Small guys innovate; big guys make money
While wearable technology is still in its infancy, it's going to be a struggle for the establishment to get it right. All of them will have the same lessons to learn but it won't phase them, because they've done it all before. It took years for Samsung to get mobiles right. The company never quite cracked it in the feature phone space where Motorola and Nokia thrived, and its list of forgettable smartphone attempts is as great as the dynasty of success since the Galaxy S finally nailed it in 2010. Why? Because it's only once a market is big enough that they turn the might of their resources upon it and, by that stage, the hard working of discovering what these gadgets should look like and what they should do has already been done. It's the natural order, as Vu explains.
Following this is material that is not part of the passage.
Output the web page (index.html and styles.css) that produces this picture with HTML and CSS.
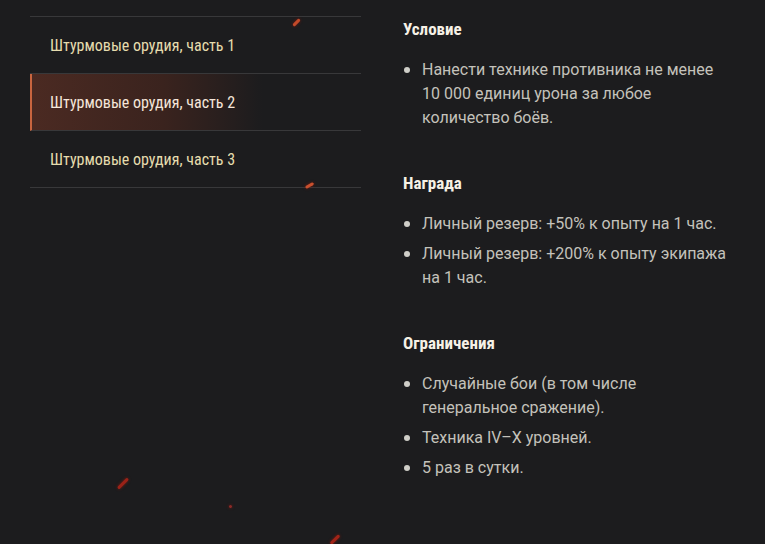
FILE: index.html
```html
<!DOCTYPE html>
<html lang="ru">
<head>
<meta charset="utf-8">
<link rel="stylesheet" href="styles.css">
</head>
<body>
<div class="page">
  <nav class="menu">
    <div class="menu-item">Штурмовые орудия, часть 1</div>
    <div class="menu-item active">Штурмовые орудия, часть 2</div>
    <div class="menu-item">Штурмовые орудия, часть 3</div>
  </nav>
  <main class="details">
    <section class="block">
      <h3 class="title">Условие</h3>
      <ul class="list">
        <li>Нанести технике противника не менее 10&nbsp;000 единиц урона за любое количество боёв.</li>
      </ul>
    </section>
    <section class="block">
      <h3 class="title">Награда</h3>
      <ul class="list">
        <li>Личный резерв: +50% к опыту на 1 час.</li>
        <li>Личный резерв: +200% к опыту экипажа на 1 час.</li>
      </ul>
    </section>
    <section class="block">
      <h3 class="title">Ограничения</h3>
      <ul class="list">
        <li>Случайные бои (в том числе генеральное сражение).</li>
        <li>Техника IV–X уровней.</li>
        <li>5 раз в сутки.</li>
      </ul>
    </section>
  </main>
  <span class="spark s1"></span>
  <span class="spark s2"></span>
  <span class="spark s3"></span>
  <span class="spark s4"></span>
  <span class="spark s5"></span>
</div>
</body>
</html>
```

FILE: styles.css
```css
html, body {
  margin: 0;
  padding: 0;
  background: #1c1c1e;
}
body {
  width: 765px;
  height: 544px;
  overflow: hidden;
}
.page {
  position: relative;
  display: flex;
  height: 544px;
  padding: 16px 0 0 30px;
  box-sizing: border-box;
  gap: 42px;
}
.menu {
  width: 331px;
  flex: none;
  border-top: 1px solid #38383a;
  align-self: flex-start;
}
.menu-item {
  height: 56px;
  border-bottom: 1px solid #38383a;
  display: flex;
  align-items: center;
  padding-left: 20px;
  box-sizing: content-box;
  font-family: "Roboto Condensed", "Liberation Sans Narrow", "DejaVu Sans Condensed", "Roboto", sans-serif;
  font-stretch: condensed;
  font-size: 16px;
  color: #e6dcae;
}
.menu-item.active {
  padding-left: 18px;
  border-left: 2px solid #c9653f;
  color: #f5e6da;
  background: linear-gradient(90deg, #4b2a22 0%, #3a231e 40%, rgba(28,28,30,0) 70%);
}
.details {
  width: 330px;
  padding-top: 2px;
}
.block {
  margin-bottom: 42px;
}
.title {
  margin: 0 0 18px 0;
  font-family: "Roboto Condensed", "Liberation Sans Narrow", "DejaVu Sans Condensed", "Roboto", sans-serif;
  font-stretch: condensed;
  font-weight: 700;
  font-size: 17px;
  line-height: 22px;
  color: #f6f1e6;
}
.list {
  list-style: none;
  margin: 0;
  padding: 0;
}
.list li {
  position: relative;
  padding-left: 19px;
  margin-bottom: 6px;
  font-family: "Roboto", sans-serif;
  font-size: 16px;
  line-height: 24px;
  color: #c4c2bb;
}
.list li::before {
  content: "";
  position: absolute;
  left: 1px;
  top: 9px;
  width: 6px;
  height: 6px;
  border-radius: 50%;
  background: #cfcec8;
}
.spark {
  position: absolute;
  width: 9px;
  height: 3px;
  border-radius: 2px;
  background: #b8301e;
  box-shadow: 0 0 3px #7a1a10;
  transform: rotate(-45deg);
}
.s1 { left: 292px; top: 21px; background: #c24a2a; }
.s2 { left: 305px; top: 184px; transform: rotate(-30deg); background: #c8502e; }
.s3 { left: 116px; top: 482px; width: 14px; background: #9a2218; }
.s4 { left: 229px; top: 505px; width: 3px; height: 3px; background: #8a2a28; }
.s5 { left: 329px; top: 538px; width: 12px; background: #a02418; }
```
“Innovation typically occurs from small companies and not big ones. Big companies do not innovate. That's not what they're made for. Big companies are for scale. It's usually the little companies that figure out the cool things and then they get bought up by the big companies and the big companies make a lot of money. That's how it's always been in the history of innovation."
There are other difference at the user end between the Gear wearables and those more successful from the smaller players but that's what it ultimately boils down to. Withings, Misfit, Jawbone and Fitbit generally have more useful ways of handling your data and more relevant ecosystems to feed all that into. Their fitness advice is solid and dashboard interfaces more modern because they need to be and because they have as many people working on the back end and the user-experience as they do on the hardware.
But what might keep them all in business and winning that game for a little while longer is that there has not yet been that watershed moment where we've figured out what wearables are actually for.
The iPhone-paradigm-shift-moment has not happened and, until that time, the manufacturing goliaths have no ideas to borrow and no blueprints to reproduce.
So, expect your next tracker to be from a smaller company, and don't forget to stop and appreciate its design.